Canada’s electoral system may not be perfect — but it’s perfectly constitutional

Canada’s electoral system may not be perfect — but it’s perfectly constitutional

Eight years ago, in the lead-up to the 2015 federal election, Justin Trudeau famously promised that, “As prime minister, I’ll make sure the 2015 election will be the last under first-past-the-post.” There may be mounting uncertainty about the next federal election, but one thing is for sure: whenever it may be, it will remain under the first-past-the-post system.

First-past-the-post (FPTP) is the electoral system that Canada inherited from the United Kingdom. It’s shared by many other commonwealth and British-influenced countries, including India, the United States, a dozen Caribbean countries and 18 African nations. In FPTP systems, the winning candidate is the one with the most votes. Winners do not need a majority of the votes, just more than anyone else.

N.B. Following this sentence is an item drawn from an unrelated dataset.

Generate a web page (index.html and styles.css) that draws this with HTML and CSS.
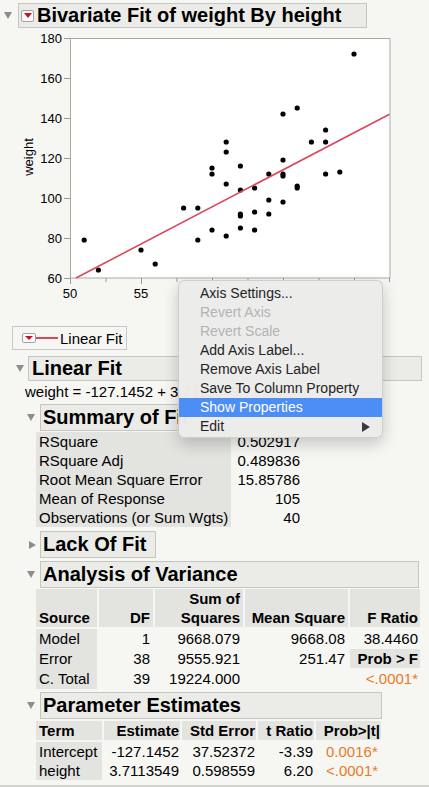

Trudeau’s 2015 promise to end FPTP did not make its way into the Liberal platform in the 2021 election. However, it is a regular feature of the NDP and Green platforms. This is likely because FPTP disadvantages smaller parties whose support is less efficient — in other words, their support from riding to riding is more diffuse.

Moving away from FPTP would give an advantage to the New Democratic, Green and People’s parties, at the expense of the Liberals and Conservatives. However, since FPTP makes it less likely that these smaller parties will gain power, they have been unable to implement their preferred electoral system. Thus, some advocacy groups have now turned to the courts to try to force the issue.

Two organizations — the Springtide Collective for Democracy Society and Fair Voting BC — have moved forward with a constitutional challenge to Canada’s FPTP system, which will be heard by the Ontario Superior Court in September. They allege that the FPTP system violates the charter right to vote and to equality.

The thrust of their argument is that FPTP undermines the right to effective representation because it does not give citizens equal voting power, since votes for losing candidates are “wasted.” These advocacy groups also argue that FPTP discriminates against women and minorities by contributing to their under-representation.

Whether FPTP is politically unfair is not an issue that should be decided by the courts — it is a policy question.

The FPTP system has its flaws, but so does every other electoral system. Although proportional representation — the applicants’ preferred system — has been adopted by many countries, no democratic utopia exists on earth. Israel, for example, has a closed list proportional representation system, and yet remains notoriously factionalized and faces frequent elections due to unstable coalitions.

Canada’s FPTP system is perfectly constitutional. The Constitution Act, 1867 includes provisions that establish a constituency-based federal electoral system. Under FPTP, every constituency in the House of Commons is represented by a single member. It is uncontested that this system has been virtually unchanged since Confederation.

The charter cannot displace these prior constitutional provisions that permit a FPTP system. The Supreme Court of Canada has held in multiple decisions that the charter was not intended to abrogate the provisions of the Constitution Act, 1867.

Indeed, when the charter was enacted, it expressly preserved (with few exceptions) the foundations of Canada’s existing constitutional order. Section 53 of the Constitution Act, 1982 states that, unless expressly repealed, existing constitutional statutes “shall continue as law in Canada.”

There is a presumption that the laws and practices that were constitutional as of 1982 — including FPTP — remain so. The patriation of the Constitution did not sacrifice everything that preceded it on the alter of constitutional progress. Rather, it marked a reaffirmation of the legal tenets and commitments that animated Canada’s original constitutional settlement. The charter was not intended to upend all — or even most — of what came before it.

On this point, the advocacy groups arguing against Canada’s FPTP system bring up the famous “living tree” metaphor: namely, that the Constitution is a “living tree” capable of growth and must be read in a broad and progressive manner in order to adapt to changing values.

This metaphor was first used in the Judicial Committee of the Privy Council’s (JCPC) 1929 ruling in Edwards v Canada (also called the Persons Case) and is frequently misunderstood. While Canada’s Constitution can be fairly conceptualized as a “living tree,” as the JCPC noted, the growth of this tree is constrained by its “natural limits.”

The charter is not an empty vessel to be filled with whatever meaning we might wish from time to time. As the Federal Court of Appeal recently articulated, constitutional interpretation is not based on “some vague feel, spirit or vibe.”

The charter is constrained by the language, structure, history, traditions and the underlying philosophies of our society. Its interpretation is a rigorous, objective and disciplined judicial task guided by the words of the Constitution itself, viewed in light of their historical context, their larger objects and, where applicable, the meaning and purpose of other constitutional provisions.

Canada’s system of FPTP voting is not perfect — no electoral system is. But the system cannot be ousted by the charter through vague inference or implication. It is up to Parliament to decide if the system should be changed.

Simply put, FPTP remains constitutional because nothing in the Constitution’s text expressly says otherwise.